What You'll Actually Miss
I want to be honest about the tradeoffs because pretending Codeberg is a perfect replacement helps nobody:
- GitHub Actions ecosystem — Woodpecker works but you'll rewrite CI configs and lose access to the massive actions marketplace
- Discoverability — Nobody is browsing Codeberg to find new projects. If your project depends on drive-by contributors, this matters
- GitHub Pages — Codeberg has Codeberg Pages, but the setup is different. You'll need a separate branch or repo
- Dependency graph / Dependabot — Doesn't exist on Codeberg. You'll want to set up Renovate Bot or similar yourself
- Network effects — Your contributors need Codeberg accounts. Some won't bother
On the flip side, Codeberg is fast, the Forgejo UI is clean and actively improving, and there's something genuinely nice about using a platform that's run by a nonprofit in the EU with no VC money involved.

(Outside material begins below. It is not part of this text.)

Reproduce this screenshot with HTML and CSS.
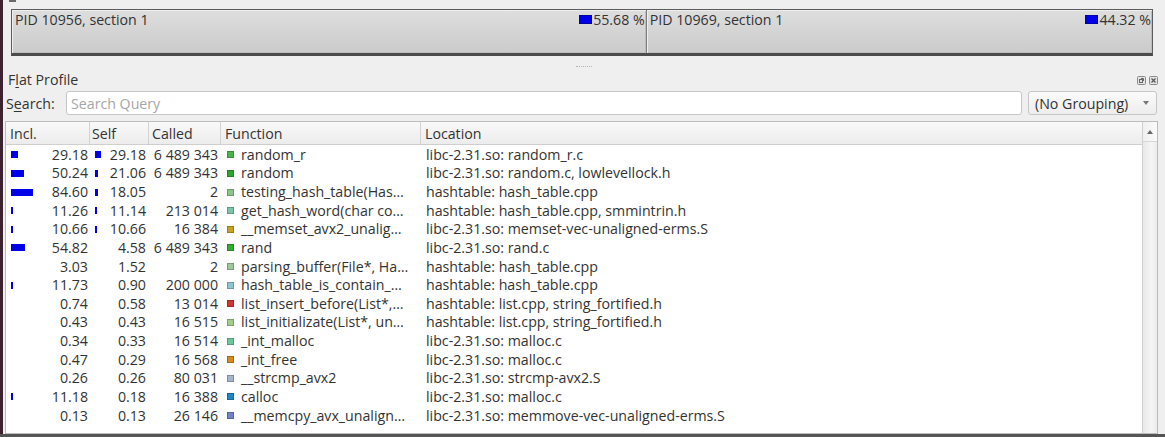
FILE: index.html
```html
<!DOCTYPE html>
<html lang="en">
<head>
<meta charset="utf-8">
<title>Flat Profile</title>
<link rel="stylesheet" href="styles.css">
</head>
<body>
<div class="window">
  <div class="edge"></div>
  <div class="main">
    <div class="grip"></div>
    <div class="sections">
      <div class="section" style="flex: 55.68 1 0">
        <span>PID 10956, section 1</span>
        <span class="pct"><i class="swatch"></i>55.68 %</span>
      </div>
      <div class="section" style="flex: 44.32 1 0">
        <span>PID 10969, section 1</span>
        <span class="pct"><i class="swatch"></i>44.32 %</span>
      </div>
    </div>
    <div class="splitter"><span class="dots"></span></div>
    <div class="dock-title">
      <span>F<u>l</u>at Profile</span>
      <span class="dock-btns">
        <svg width="9" height="9" viewBox="0 0 9 9"><rect x="0.5" y="0.5" width="8" height="8" rx="1" fill="#e4e4e4" stroke="#8a8a8a"/><rect x="2.5" y="3.5" width="3" height="3" fill="none" stroke="#666"/><path d="M4 2.5h2.5v2.5" fill="none" stroke="#666"/></svg>
        <svg width="9" height="9" viewBox="0 0 9 9"><rect x="0.5" y="0.5" width="8" height="8" rx="1" fill="#e4e4e4" stroke="#8a8a8a"/><path d="M2.5 2.5l4 4M6.5 2.5l-4 4" stroke="#555" stroke-width="1.2"/></svg>
      </span>
    </div>
    <div class="search-row">
      <span class="search-label">S<u>e</u>arch:</span>
      <div class="input">Search Query</div>
      <div class="combo"><span>(No Grouping)</span><span class="caret"></span></div>
    </div>
    <div class="table">
      <div class="grid">
        <div class="head">
          <div>Incl.</div><div>Self</div><div>Called</div><div>Function</div><div>Location</div>
        </div>
        <div class="row">
          <div class="c-incl"><i class="bar" style="width:7px"></i><span>29.18</span></div>
          <div class="c-self"><i class="bar" style="width:6px"></i><span>29.18</span></div>
          <div class="c-called">6 489 343</div>
          <div class="c-func"><i class="sq" style="background:#4cb44c"></i><span>random_r</span></div>
          <div class="c-loc">libc-2.31.so: random_r.c</div>
        </div>
        <div class="row">
          <div class="c-incl"><i class="bar" style="width:13px"></i><span>50.24</span></div>
          <div class="c-self"><i class="bar" style="width:3px"></i><span>21.06</span></div>
          <div class="c-called">6 489 343</div>
          <div class="c-func"><i class="sq" style="background:#2ea62e"></i><span>random</span></div>
          <div class="c-loc">libc-2.31.so: random.c, lowlevellock.h</div>
        </div>
        <div class="row">
          <div class="c-incl"><i class="bar" style="width:22px"></i><span>84.60</span></div>
          <div class="c-self"><i class="bar" style="width:3px"></i><span>18.05</span></div>
          <div class="c-called">2</div>
          <div class="c-func"><i class="sq" style="background:#8cc48c"></i><span>testing_hash_table(Has…</span></div>
          <div class="c-loc">hashtable: hash_table.cpp</div>
        </div>
        <div class="row">
          <div class="c-incl"><i class="bar" style="width:2px"></i><span>11.26</span></div>
          <div class="c-self"><i class="bar" style="width:2px"></i><span>11.14</span></div>
          <div class="c-called">213 014</div>
          <div class="c-func"><i class="sq" style="background:#7cc4a8"></i><span>get_hash_word(char co…</span></div>
          <div class="c-loc">hashtable: hash_table.cpp, smmintrin.h</div>
        </div>
        <div class="row">
          <div class="c-incl"><i class="bar" style="width:2px"></i><span>10.66</span></div>
          <div class="c-self"><i class="bar" style="width:2px"></i><span>10.66</span></div>
          <div class="c-called">16 384</div>
          <div class="c-func"><i class="sq" style="background:#c9a124"></i><span>__memset_avx2_unalig…</span></div>
          <div class="c-loc">libc-2.31.so: memset-vec-unaligned-erms.S</div>
        </div>
        <div class="row">
          <div class="c-incl"><i class="bar" style="width:14px"></i><span>54.82</span></div>
          <div class="c-self"><span>4.58</span></div>
          <div class="c-called">6 489 343</div>
          <div class="c-func"><i class="sq" style="background:#30ae30"></i><span>rand</span></div>
          <div class="c-loc">libc-2.31.so: rand.c</div>
        </div>
        <div class="row">
          <div class="c-incl"><span>3.03</span></div>
          <div class="c-self"><span>1.52</span></div>
          <div class="c-called">2</div>
          <div class="c-func"><i class="sq" style="background:#9cc89c"></i><span>parsing_buffer(File*, Ha…</span></div>
          <div class="c-loc">hashtable: hash_table.cpp</div>
        </div>
        <div class="row">
          <div class="c-incl"><i class="bar" style="width:2px"></i><span>11.73</span></div>
          <div class="c-self"><span>0.90</span></div>
          <div class="c-called">200 000</div>
          <div class="c-func"><i class="sq" style="background:#90c4d4"></i><span>hash_table_is_contain_…</span></div>
          <div class="c-loc">hashtable: hash_table.cpp</div>
        </div>
        <div class="row">
          <div class="c-incl"><span>0.74</span></div>
          <div class="c-self"><span>0.58</span></div>
          <div class="c-called">13 014</div>
          <div class="c-func"><i class="sq" style="background:#d23434"></i><span>list_insert_before(List*,…</span></div>
          <div class="c-loc">hashtable: list.cpp, string_fortified.h</div>
        </div>
        <div class="row">
          <div class="c-incl"><span>0.43</span></div>
          <div class="c-self"><span>0.43</span></div>
          <div class="c-called">16 515</div>
          <div class="c-func"><i class="sq" style="background:#a0cc8c"></i><span>list_initializate(List*, un…</span></div>
          <div class="c-loc">hashtable: list.cpp, string_fortified.h</div>
        </div>
        <div class="row">
          <div class="c-incl"><span>0.34</span></div>
          <div class="c-self"><span>0.33</span></div>
          <div class="c-called">16 514</div>
          <div class="c-func"><i class="sq" style="background:#6cc89c"></i><span>_int_malloc</span></div>
          <div class="c-loc">libc-2.31.so: malloc.c</div>
        </div>
        <div class="row">
          <div class="c-incl"><span>0.47</span></div>
          <div class="c-self"><span>0.29</span></div>
          <div class="c-called">16 568</div>
          <div class="c-func"><i class="sq" style="background:#d88a1c"></i><span>_int_free</span></div>
          <div class="c-loc">libc-2.31.so: malloc.c</div>
        </div>
        <div class="row">
          <div class="c-incl"><span>0.26</span></div>
          <div class="c-self"><span>0.26</span></div>
          <div class="c-called">80 031</div>
          <div class="c-func"><i class="sq" style="background:#a4b4cc"></i><span>__strcmp_avx2</span></div>
          <div class="c-loc">libc-2.31.so: strcmp-avx2.S</div>
        </div>
        <div class="row">
          <div class="c-incl"><i class="bar" style="width:2px"></i><span>11.18</span></div>
          <div class="c-self"><span>0.18</span></div>
          <div class="c-called">16 388</div>
          <div class="c-func"><i class="sq" style="background:#1c86c8"></i><span>calloc</span></div>
          <div class="c-loc">libc-2.31.so: malloc.c</div>
        </div>
        <div class="row">
          <div class="c-incl"><span>0.13</span></div>
          <div class="c-self"><span>0.13</span></div>
          <div class="c-called">26 146</div>
          <div class="c-func"><i class="sq" style="background:#7282c4"></i><span>__memcpy_avx_unalign…</span></div>
          <div class="c-loc">libc-2.31.so: memmove-vec-unaligned-erms.S</div>
        </div>
      </div>
      <div class="scroll">
        <div class="scroll-up"><span class="up"></span></div>
      </div>
    </div>
  </div>
</div>
<div class="bottom-border"></div>
</body>
</html>
```

FILE: styles.css
```css
* { box-sizing: border-box; }
html, body { margin: 0; height: 437px; overflow: hidden; }
body {
  background: #efefef;
  font-family: "Open Sans", "Noto Sans", sans-serif;
  font-size: 14.2px;
  color: #333;
}
i { display: block; font-style: normal; }
u { text-decoration-thickness: 1px; text-underline-offset: 2px; }

.window { display: flex; height: 434px; overflow: hidden; }
.edge { flex: none; width: 3px; background: #3b2430; }
.main { flex: 1; display: flex; flex-direction: column; min-width: 0; }
.bottom-border { height: 3px; background: #555; }

.grip { flex: none; width: 7px; height: 2px; margin-left: 6px; background: #6a6a6a; }

.sections {
  display: flex;
  height: 47px;
  margin: 7px 12px 0 8px;
  border: 1px solid #5c5c5c;
  border-bottom: 3px solid #4c4c4c;
  flex: none;
}
.section {
  display: flex;
  justify-content: space-between;
  align-items: flex-start;
  min-width: 0;
  padding: 0 1px 0 3px;
  line-height: 19px;
  background: linear-gradient(#dedede, #d3d3d3 55%, #cbcbcb);
  box-shadow: inset 1px 1px 0 #efefef, inset -1px -1px 0 #bdbdbd;
}
.section + .section { border-left: 1px solid #7c7c7c; }
.pct { display: flex; align-items: center; gap: 1px; }
.swatch { width: 13px; height: 9px; background: #0000e8; border: 1px solid #0000a8; }

.splitter {
  flex: none;
  height: 14px;
  display: flex;
  justify-content: center;
  align-items: flex-end;
  padding-bottom: 3px;
}
.dots { width: 16px; height: 1px; border-top: 1px dotted #b4b4b4; }

.dock-title {
  flex: none;
  height: 19px;
  display: flex;
  justify-content: space-between;
  align-items: center;
  padding: 0 7px 0 5px;
}
.dock-btns { display: flex; gap: 3px; margin-top: 2px; }
.dock-btns svg { display: block; }

.search-row {
  flex: none;
  display: flex;
  align-items: center;
  height: 24px;
  margin-top: 2px;
  padding: 0 8px 0 3px;
  gap: 5px;
}
.search-label { width: 55px; }
.input {
  flex: 1;
  height: 24px;
  display: flex;
  align-items: center;
  padding: 0 4px;
  background: #fff;
  border: 1px solid #c6c6c6;
  border-radius: 3px;
  color: #a6a6a6;
}
.combo {
  flex: none;
  width: 129px;
  height: 24px;
  margin-left: 1px;
  display: flex;
  align-items: center;
  justify-content: space-between;
  padding: 0 7px 0 6px;
  background: linear-gradient(#fbfbfb, #ededed);
  border: 1px solid #c6c6c6;
  border-radius: 3px;
}
.caret {
  width: 0; height: 0;
  border-left: 3.5px solid transparent;
  border-right: 3.5px solid transparent;
  border-top: 4px solid #777;
}

.table {
  flex: 1;
  min-height: 0;
  display: flex;
  margin: 6px 7px 0 2px;
  border: 1px solid #bcbcbc;
  background: #fff;
}
.grid { flex: 1; min-width: 0; overflow: hidden; }
.head, .row {
  display: grid;
  grid-template-columns: 84px 59px 72px 200px 1fr;
}
.head {
  height: 23px;
  background: linear-gradient(#f9f9f9, #ececec);
  border-bottom: 1px solid #cfcfcf;
}
.head > div {
  display: flex;
  align-items: center;
  padding-left: 4px;
  border-right: 1px solid #d2d2d2;
}
.head > div:nth-child(2) { padding-left: 2px; }
.head > div:nth-child(3) { padding-left: 3px; }
.head > div:last-child { border-right: none; }

.row { height: 18.64px; align-items: center; line-height: 18px; white-space: nowrap; padding-top: 1px; }
.row > div { overflow: hidden; }
.c-incl, .c-self { display: flex; align-items: center; justify-content: space-between; }
.c-incl { padding: 0 2px 0 5px; }
.c-self { padding: 0 3px 0 5px; }
.c-incl span, .c-self span { margin-left: auto; }
.bar { height: 7px; background: #0000e8; flex: none; }
.c-called { text-align: right; padding-right: 3px; }
.c-func { display: flex; align-items: center; gap: 7px; padding-left: 6px; }
.sq { flex: none; width: 7px; height: 7px; border: 1px solid rgba(0, 0, 0, 0.22); }
.c-loc { padding-left: 5px; }

.scroll {
  flex: none;
  width: 15px;
  border-left: 1px solid #d0d0d0;
  background: linear-gradient(90deg, #e9e9e9, #f5f5f5 60%, #ececec);
}
.scroll-up {
  height: 20px;
  display: flex;
  justify-content: center;
  align-items: center;
  border-bottom: 1px solid #d6d6d6;
  background: linear-gradient(90deg, #f0f0f0, #fafafa);
}
.up {
  width: 0; height: 0;
  border-left: 3.5px solid transparent;
  border-right: 3.5px solid transparent;
  border-bottom: 4px solid #666;
}
```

Prevention: Set Yourself Up So the Next Migration Is Easier
The real lesson from any platform migration is to reduce lock-in going forward:
- Keep CI config minimal — The less platform-specific magic you use, the easier the next move. Prefer running shell scripts from CI rather than relying on platform-specific action plugins
- Use generic git features — Issues and PRs are the main lock-in. Consider using a CONTRIBUTING.md that works anywhere
- Mirror from the start — You can push to multiple remotes trivially. Add this to your git config and you're always one step ahead:
# Push to both GitHub and Codeberg simultaneously
git remote set-url --add --push origin https://codeberg.org/yourname/repo.git
git remote set-url --add --push origin https://github.com/yourname/repo.git
Now every git push goes to both. When you're ready to drop GitHub, just remove that URL.
The Bottom Line
Migrating to Codeberg isn't hard. It's just tedious if you have a lot of repos with active issues and CI. The lazy strategy — migrate with the built-in tool, redirect GitHub repos, fix CI gradually — works well and doesn't require a heroic weekend of DevOps.
Start with one or two less-critical repos. Get comfortable with the workflow. Then move the rest at your own pace. The repos aren't going anywhere.